The book was announced on Kickstarter in 2017 and garnered 600+ backers who pledged $44,925. Those who supported the campaign will be receiving a physical copy of the book this March, but it’s currently available onsaloseries.com in eBook form.
“It is structured just how my tour was, starting from Key West and ending in Hawaii. It has anecdotes of the people I met, my experience in each state and the recipes I developed,” she explained. “The title is very tongue-in-cheek…it is about dining with your hands where no plates or utensils are given. At the same time it embodies a lot of my attitude/approach in my work. I give no forks.”
“Baking at République” by Margarita “Marge” Manzke arrives this April for aspiring home cooks and pastry chefs who want to replicate the pastries and sweets Manzke makes almost daily. Manzke, who owns République and Sari Sari Store in Los Angeles plus eight cafés like Wildflour in Manila, is a four-time semifinalist for the James Beard Foundation’s Outstanding Pastry Chef award. Her credentials and skill level should not intimidate those seeking to learn how to bake, however, as this book delivers clear instructions on how to master brioche, croissants, or a basic cake batter.

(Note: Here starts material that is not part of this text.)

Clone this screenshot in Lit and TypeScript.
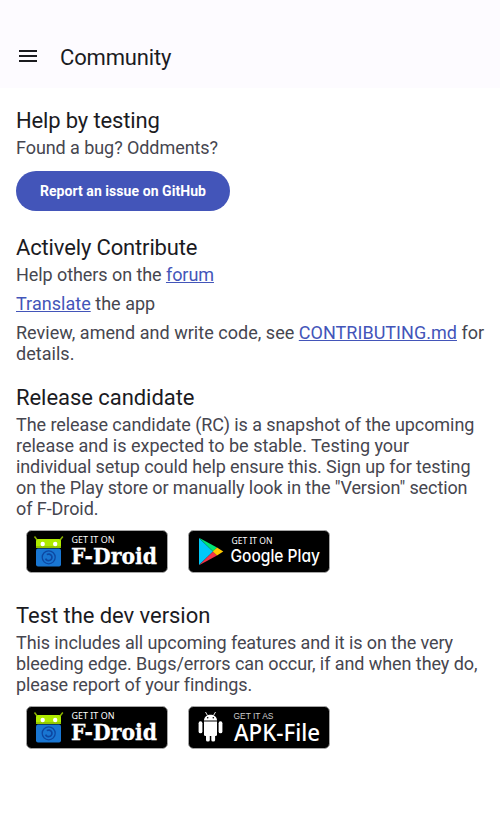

“The book has a range of easy, you can start from cookies that literally have four ingredients, to something that requires a little bit more practice or skill…I hope it brings readers joy,” Manzke told the Asian Journal.
Though Manzke is known for her French-influenced desserts, the cookbook has a host of desserts based on her upbringing in the Philippines and those she serves at Sari Sari Store.
“There are a couple of Filipino recipes like the halo halo, which is a very long recipe, a coconut cream pie derived from buko pie, bibingka, and ginataan, which is perfect for rainy days,” she shared.